Venue In Lubbock Texas

The Buddy Holly Hall of Performing Arts and Sciences is a new performing arts venue in Lubbock, Texas. Groundbreaking took place on April 20, 2017, with more than 500 people in attendance, including Lubbock Mayor, Dan Pope, board chairman of the Lubbock Entertainment Performing Arts Association, Tim Collins, and executive director of Ballet Lubbock, Nicholas Dragga. The venue opened in January 2021 at a cost of $158 million. To-date, LEPAA has raised more than $128 million needed to complete construction expense of The Buddy Holly Hall, with an additional $5 million raised in capital endowment funds.

==History==
In 2013, the non profit organization Lubbock Entertainment and Performing Arts Association (LEPAA) was created in order to raise funds for the construction of a new performing arts center in Lubbock, based on the recommendations of a strategic business plan led by Garfield Public/Private LLC, the developer. In July of that year, Lubbock City Council granted the land on Mac Davis Lane soon to be vacated by Department of Public Safety Headquarters as the site for the new building, as well as up to $300,000 toward demolition of the DPS facility.

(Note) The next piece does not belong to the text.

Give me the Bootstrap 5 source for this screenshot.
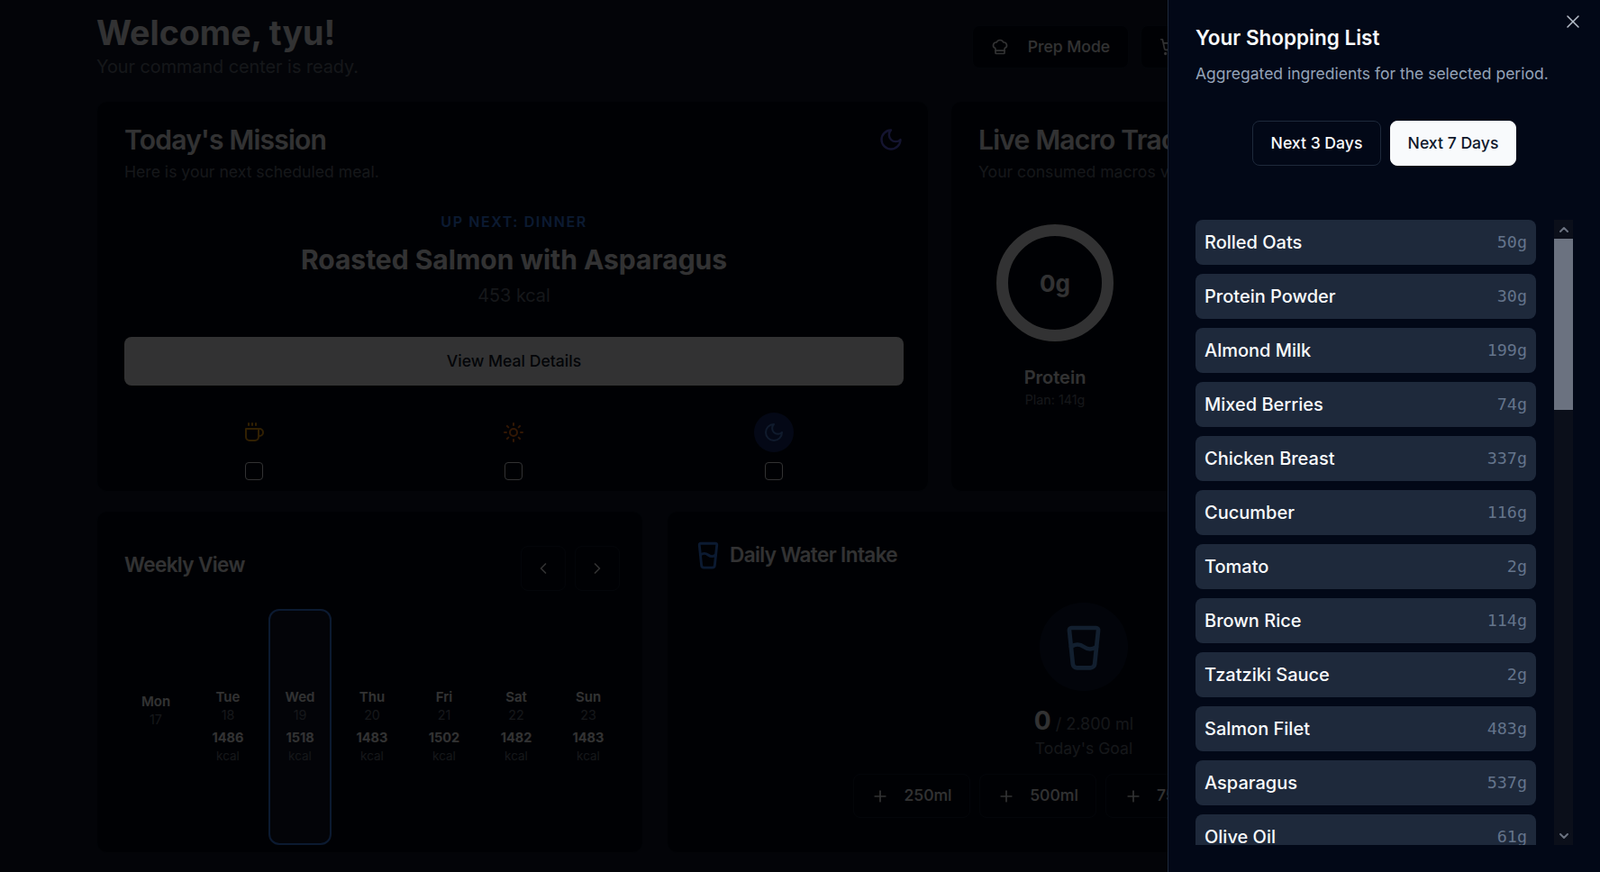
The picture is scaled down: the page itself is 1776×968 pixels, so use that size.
<!DOCTYPE html>
<html lang="en">
<head>
  <meta charset="UTF-8">
  <meta name="viewport" content="width=device-width, initial-scale=1">
  <title>Dashboard</title>
  <link href="https://cdn.jsdelivr.net/npm/bootstrap@5.3.3/dist/css/bootstrap.min.css" rel="stylesheet">
  <style>
    html, body { height: 100%; overflow: hidden; }
    body { background: #0f172a; color: #f8fafc; font-family: Inter, "Liberation Sans", sans-serif; }
    svg { fill: none; stroke: currentColor; stroke-width: 2; stroke-linecap: round; stroke-linejoin: round; flex: none; }

    .page-wrap { width: 1560px; margin-left: 107px; padding-top: 17px; }
    .page-title { font-size: 37.6px; line-height: 40px; font-weight: 700; margin: 0; }
    .page-sub { font-size: 19.8px; line-height: 30px; color: #6b7280; margin: 2px 0 0; }
    .head-btns { gap: 13px; margin-top: 11px; }
    .head-btn { height: 48px; padding: 0 20px; font-size: 17.6px; font-weight: 500; gap: 21px; white-space: nowrap; }
    .head-spare { width: 190px; }
    .dark-btn { background: #020817; border: 1px solid #131c30; color: #f8fafc; border-radius: 8px; display: inline-flex; align-items: center; justify-content: center; }

    .top-grid { display: grid; grid-template-columns: 924px 612px; gap: 24px; margin-top: 23px; }
    .low-grid { display: grid; grid-template-columns: 607px 927px; gap: 26px; margin-top: 21px; }
    .panel { background: #020817; border: 1px solid #0f172a; border-radius: 12px; padding: 24px 25px 0 30px; }
    .panel-title { font-size: 30px; line-height: 36px; font-weight: 600; letter-spacing: -.75px; margin: 0; }
    .panel-sub { font-size: 17.6px; line-height: 26px; color: #6b7280; margin: 5px 0 0; }
    .mission { height: 434px; padding-right: 27px; }
    .moon-ico { color: #6366f1; }
    .up-next { font-size: 16px; line-height: 24px; font-weight: 600; letter-spacing: 1.6px; color: #3b82f6; margin-top: 30px; }
    .meal-name { font-size: 30px; line-height: 36px; font-weight: 700; margin: 12px 0 0; }
    .meal-kcal { font-size: 19.8px; line-height: 28px; color: #6b7280; margin-top: 8px; }
    .details-btn { height: 54px; background: #f8fafc; border-radius: 8px; color: #0f172a; font-size: 17.6px; font-weight: 500; margin-top: 32px; }
    .meal-slots { display: grid; grid-template-columns: repeat(3, 1fr); margin-top: 30px; }
    .slot-ico { width: 44px; height: 44px; border-radius: 50%; }
    .slot-on { background: #16296e; color: #4f86e0; }
    .coffee-ico { color: #f59e0b; }
    .sun-ico { color: #f97316; }
    .tick-box { width: 20px; height: 20px; border: 1px solid #f8fafc; border-radius: 4px; margin-top: 11px; }

    .ring-col { width: 130px; margin: 45px 0 0 20px; text-align: center; }
    .ring-shape { width: 130px; height: 130px; border: 13px solid #f8fafc; border-radius: 50%; font-size: 26px; font-weight: 700; }
    .ring-name { font-size: 20px; line-height: 30px; font-weight: 600; margin-top: 25px; }
    .ring-plan { font-size: 14.3px; line-height: 20px; color: #6b7280; }

    .lower-panel { height: 380px; padding-top: 27px; }
    .small-title { font-size: 22.5px; line-height: 32px; font-weight: 600; letter-spacing: -.6px; margin: 0; }
    .week-top { padding-top: 15px; margin-top: -4px; }
    .week-title { margin-top: 5px; }
    .nav-btns { gap: 10px; }
    .nav-square { width: 50px; height: 50px; }
    .day-grid { display: grid; grid-template-columns: repeat(7, 1fr); gap: 10px; margin-top: 20px; height: 262px; }
    .day-cell { border: 2px solid transparent; border-radius: 12px; text-align: center; padding-bottom: 2px; }
    .day-active { border-color: #3b82f6; background: #0f172a; }
    .day-name { font-size: 15px; line-height: 20px; font-weight: 600; }
    .day-num { font-size: 14.3px; line-height: 20px; color: #6b7280; }
    .day-kcal { font-size: 14.5px; line-height: 20px; font-weight: 700; margin-top: 5px; }
    .day-unit { font-size: 13.5px; line-height: 20px; color: #6b7280; }
    .day-blank { height: 35px; }

    .water-panel { padding-right: 31px; }
    .water-ico { color: #3b82f6; }
    .water-head { gap: 7px; margin: 4px 0 0 -2px; height: 34px; }
    .water-round { width: 98px; height: 98px; border-radius: 50%; background: #0c1835; color: #5a9be8; margin-top: 36px; }
    .water-count { font-size: 18px; line-height: 32px; color: #6b7280; margin-top: 17px; }
    .water-count b { font-size: 28px; color: #f8fafc; }
    .water-goal { font-size: 17.6px; line-height: 26px; color: #6b7280; margin-top: -2px; }
    .add-row { gap: 10px; margin-top: 15px; }
    .add-btn { height: 49px; width: 130px; padding: 0; gap: 16px; font-size: 17.6px; font-weight: 500; }
    .add-btn-last { width: 92px; }

    .offcanvas-backdrop.show { opacity: .8; background: #000; }
    .shop-drawer.offcanvas { --bs-offcanvas-width: 480px; background: #020817; color: #f8fafc; border-left: 1px solid #1e293b; padding: 27px 30px 30px; }
    .close-x { position: absolute; top: 12px; right: 18px; color: #b8c0cc; background: none; border: 0; padding: 0; line-height: 0; }
    .close-x svg { stroke-width: 1.5; }
    .shop-title { font-size: 22.5px; line-height: 30px; font-weight: 600; margin: 0; }
    .shop-sub { font-size: 17.5px; line-height: 26px; color: #94a3b8; margin: 12px 0 0; }
    .range-row { gap: 10px; margin-top: 39px; }
    .range-btn { height: 50px; font-size: 17.6px; font-weight: 500; padding-top: 1px; }
    .range-off { width: 143px; border-color: #1e293b; }
    .range-on { width: 140px; background: #f8fafc; border-color: #f8fafc; color: #0f172a; }
    .shop-body { margin-top: 60px; height: 694px; gap: 20px; }
    .shop-list { width: 378px; overflow: hidden; gap: 10px; }
    .shop-item { flex: none; height: 50px; background: #1e293b; border-radius: 8px; padding: 0 10px; }
    .item-name { font-size: 20px; font-weight: 500; }
    .item-qty { font-family: "DejaVu Sans Mono", "Liberation Mono", monospace; font-size: 18.4px; color: #64748b; }
    .fake-bar { width: 21px; background: #0b0f1a; color: #6b7280; }
    .bar-arrow { height: 21px; }
    .bar-arrow svg { stroke-width: 3; }
    .bar-thumb { height: 190px; background: #6b7280; }
  </style>
</head>
<body>

  <div class="page-wrap">
    <div class="d-flex justify-content-between align-items-start">
      <div>
        <h1 class="page-title">Welcome, tyu!</h1>
        <p class="page-sub">Your command center is ready.</p>
      </div>
      <div class="d-flex head-btns">
        <button class="dark-btn head-btn" type="button">
          <svg width="20" height="20" viewBox="0 0 24 24"><path d="M17 21a1 1 0 0 0 1-1v-5.35c0-.457.316-.844.727-1.041a4 4 0 0 0-2.134-7.589 5 5 0 0 0-9.186 0 4 4 0 0 0-2.134 7.588c.411.198.727.585.727 1.041V20a1 1 0 0 0 1 1Z"/><path d="M6 17h12"/></svg>
          Prep Mode
        </button>
        <button class="dark-btn head-btn" type="button">
          <svg width="20" height="20" viewBox="0 0 24 24"><circle cx="8" cy="21" r="1"/><circle cx="19" cy="21" r="1"/><path d="M2.05 2.05h2l2.66 12.42a2 2 0 0 0 2 1.58h9.78a2 2 0 0 0 1.95-1.57l1.65-7.43H5.12"/></svg>
          Shopping List
        </button>
        <button class="dark-btn head-btn head-spare" type="button">Sign Out</button>
      </div>
    </div>

    <div class="top-grid">
      <div class="panel mission">
        <div class="d-flex justify-content-between">
          <div>
            <h2 class="panel-title">Today's Mission</h2>
            <p class="panel-sub">Here is your next scheduled meal.</p>
          </div>
          <svg class="moon-ico mt-1" width="28" height="28" viewBox="0 0 24 24"><path d="M12 3a6 6 0 0 0 9 9 9 9 0 1 1-9-9Z"/></svg>
        </div>
        <div class="text-center">
          <div class="up-next">UP NEXT: DINNER</div>
          <h3 class="meal-name">Roasted Salmon with Asparagus</h3>
          <div class="meal-kcal">453 kcal</div>
        </div>
        <div class="details-btn d-flex align-items-center justify-content-center">View Meal Details</div>
        <div class="meal-slots">
          <div class="d-flex flex-column align-items-center">
            <div class="slot-ico d-flex align-items-center justify-content-center coffee-ico">
              <svg width="24" height="24" viewBox="0 0 24 24"><path d="M17 8h1a4 4 0 1 1 0 8h-1"/><path d="M3 8h14v9a4 4 0 0 1-4 4H7a4 4 0 0 1-4-4Z"/><path d="M6 2v2"/><path d="M10 2v2"/><path d="M14 2v2"/></svg>
            </div>
            <div class="tick-box"></div>
          </div>
          <div class="d-flex flex-column align-items-center">
            <div class="slot-ico d-flex align-items-center justify-content-center sun-ico">
              <svg width="24" height="24" viewBox="0 0 24 24"><circle cx="12" cy="12" r="4"/><path d="M12 2v2"/><path d="M12 20v2"/><path d="m4.93 4.93 1.41 1.41"/><path d="m17.66 17.66 1.41 1.41"/><path d="M2 12h2"/><path d="M20 12h2"/><path d="m6.34 17.66-1.41 1.41"/><path d="m19.07 4.93-1.41 1.41"/></svg>
            </div>
            <div class="tick-box"></div>
          </div>
          <div class="d-flex flex-column align-items-center">
            <div class="slot-ico slot-on d-flex align-items-center justify-content-center">
              <svg width="24" height="24" viewBox="0 0 24 24"><path d="M12 3a6 6 0 0 0 9 9 9 9 0 1 1-9-9Z"/></svg>
            </div>
            <div class="tick-box"></div>
          </div>
        </div>
      </div>

      <div class="panel">
        <h2 class="panel-title text-nowrap">Live Macro Tracker</h2>
        <p class="panel-sub text-nowrap">Your consumed macros vs. plan.</p>
        <div class="ring-col">
          <div class="ring-shape d-flex align-items-center justify-content-center">0g</div>
          <div class="ring-name">Protein</div>
          <div class="ring-plan">Plan: 141g</div>
        </div>
      </div>
    </div>

    <div class="low-grid">
      <div class="panel lower-panel">
        <div class="d-flex justify-content-between align-items-start week-top">
          <h2 class="small-title week-title">Weekly View</h2>
          <div class="d-flex nav-btns">
            <button class="dark-btn nav-square" type="button"><svg width="20" height="20" viewBox="0 0 24 24"><path d="m15 18-6-6 6-6"/></svg></button>
            <button class="dark-btn nav-square" type="button"><svg width="20" height="20" viewBox="0 0 24 24"><path d="m9 18 6-6-6-6"/></svg></button>
          </div>
        </div>
        <div class="day-grid" id="dayGrid"></div>
      </div>

      <div class="panel lower-panel water-panel">
        <div class="d-flex align-items-center water-head">
          <svg class="water-ico" width="34" height="34" viewBox="0 0 24 24"><path d="M5.116 4.104A1 1 0 0 1 6.11 3h11.78a1 1 0 0 1 .994 1.105L17.19 20.21A2 2 0 0 1 15.2 22H8.8a2 2 0 0 1-2-1.79z"/><path d="M6 12a5 5 0 0 1 6 0 5 5 0 0 0 6 0"/></svg>
          <h2 class="small-title">Daily Water Intake</h2>
        </div>
        <div class="d-flex flex-column align-items-center">
          <div class="water-round d-flex align-items-center justify-content-center">
            <svg width="56" height="56" viewBox="0 0 24 24"><path d="M5.116 4.104A1 1 0 0 1 6.11 3h11.78a1 1 0 0 1 .994 1.105L17.19 20.21A2 2 0 0 1 15.2 22H8.8a2 2 0 0 1-2-1.79z"/><path d="M6 12a5 5 0 0 1 6 0 5 5 0 0 0 6 0"/></svg>
          </div>
          <div class="water-count"><b>0</b> / 2.800 ml</div>
          <div class="water-goal">Today's Goal</div>
          <div class="d-flex add-row">
            <button class="dark-btn add-btn" type="button"><svg width="20" height="20" viewBox="0 0 24 24"><path d="M5 12h14"/><path d="M12 5v14"/></svg>250ml</button>
            <button class="dark-btn add-btn" type="button"><svg width="20" height="20" viewBox="0 0 24 24"><path d="M5 12h14"/><path d="M12 5v14"/></svg>500ml</button>
            <button class="dark-btn add-btn" type="button"><svg width="20" height="20" viewBox="0 0 24 24"><path d="M5 12h14"/><path d="M12 5v14"/></svg>750ml</button>
            <button class="dark-btn add-btn add-btn-last" type="button"><svg width="20" height="20" viewBox="0 0 24 24"><path d="M5 12h14"/><path d="M12 5v14"/></svg>1L</button>
          </div>
        </div>
      </div>
    </div>
  </div>

  <div class="offcanvas-backdrop show"></div>

  <div class="offcanvas offcanvas-end show shop-drawer" tabindex="-1" data-bs-backdrop="false">
    <button class="close-x" type="button" data-bs-dismiss="offcanvas" aria-label="Close">
      <svg width="24" height="24" viewBox="0 0 24 24"><path d="M18 6 6 18"/><path d="m6 6 12 12"/></svg>
    </button>
    <h2 class="shop-title">Your Shopping List</h2>
    <p class="shop-sub">Aggregated ingredients for the selected period.</p>
    <div class="d-flex justify-content-center range-row">
      <button class="dark-btn range-btn range-off" type="button">Next 3 Days</button>
      <button class="dark-btn range-btn range-on" type="button">Next 7 Days</button>
    </div>
    <div class="d-flex shop-body">
      <div class="d-flex flex-column shop-list" id="shopList"></div>
      <div class="d-flex flex-column fake-bar">
        <div class="bar-arrow d-flex align-items-center justify-content-center">
          <svg width="16" height="16" viewBox="0 0 24 24"><path d="m18 15-6-6-6 6"/></svg>
        </div>
        <div class="bar-thumb"></div>
        <div class="flex-grow-1"></div>
        <div class="bar-arrow d-flex align-items-center justify-content-center">
          <svg width="16" height="16" viewBox="0 0 24 24"><path d="m6 9 6 6 6-6"/></svg>
        </div>
      </div>
    </div>
  </div>

  <script src="https://cdn.jsdelivr.net/npm/bootstrap@5.3.3/dist/js/bootstrap.bundle.min.js"></script>
  <script>
    const dias = [
      { nome: "Mon", num: 17 },
      { nome: "Tue", num: 18, kcal: 1486 },
      { nome: "Wed", num: 19, kcal: 1518, ativo: true },
      { nome: "Thu", num: 20, kcal: 1483 },
      { nome: "Fri", num: 21, kcal: 1502 },
      { nome: "Sat", num: 22, kcal: 1482 },
      { nome: "Sun", num: 23, kcal: 1483 }
    ];
    const itens = [
      ["Rolled Oats", "50g"], ["Protein Powder", "30g"], ["Almond Milk", "199g"],
      ["Mixed Berries", "74g"], ["Chicken Breast", "337g"], ["Cucumber", "116g"],
      ["Tomato", "2g"], ["Brown Rice", "114g"], ["Tzatziki Sauce", "2g"],
      ["Salmon Filet", "483g"], ["Asparagus", "537g"], ["Olive Oil", "61g"]
    ];

    document.getElementById("dayGrid").innerHTML = dias.map(d => `
      <div class="day-cell d-flex flex-column justify-content-center${d.ativo ? " day-active" : ""}">
        <div class="day-name">${d.nome}</div>
        <div class="day-num">${d.num}</div>
        ${d.kcal ? `<div class="day-kcal">${d.kcal}</div><div class="day-unit">kcal</div>` : `<div class="day-blank"></div>`}
      </div>`).join("");

    document.getElementById("shopList").innerHTML = itens.map(i => `
      <div class="shop-item d-flex justify-content-between align-items-center">
        <span class="item-name">${i[0]}</span>
        <span class="item-qty">${i[1]}</span>
      </div>`).join("");
  </script>
</body>
</html>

Initial plans for the building were for a 116,000 gross square foot building projected to cost $85 million; however, after collaborating further with community partners, scope for the building increased to 220,000 gross square feet at a total development cost of $156 million. The expanded program resulted in projected increased building activity and operational feasibility. Over the course of construction, Owner-directed enhancements were added to the facility resulting in a final total development cost of $158 million.

In June 2014, Buddy Holly's widow, Maria Elena Holly, gave LEPAA permission to use the name of her late husband in the title of the center, royalty free.

As of December 2022, funding for completing the construction of the building requires a further $30 million.

==Facilities==
The building has a footprint of 220,000 square feet, and provides the following facilities:
- Helen DeVitt Jones Main Theater consisting of a four-level, 2,290-seat theater with two VIP lounges.
- The Crickets Studio Theater', a 24,225-square-foot, 386-seat theater with concessions, lounge area, dedicated lobby and private entrance.
- Ballet Lubbock Pre-Professional Academy, a 22,000-square-foot dance center complete with office and storage.
- Multipurpose Event Room will be a dividable 6,000-square-foot area suitable for a variety of functions such as lectures, receptions, music rehearsals, banquets and meetings.
- Food and Dining. A 2,500-square-foot commercial kitchen to accommodate venue catering, plus an on-site restaurant named "Rave On" with seating for 100 people.
- Christine DeVitt Main Lobby. This area will serve as the main entrance to the hall and will accommodate 300 people for banquets, galas and weddings.

==Opening==
The Buddy Holly Hall opened in January 2021 with COVID-19 restrictions in place. Although the first few events were mainly Lubbock Independent School District or Lubbock Symphony Orchestra performances, comedian Steve Treviño was the first event open to the public on Jan. 30.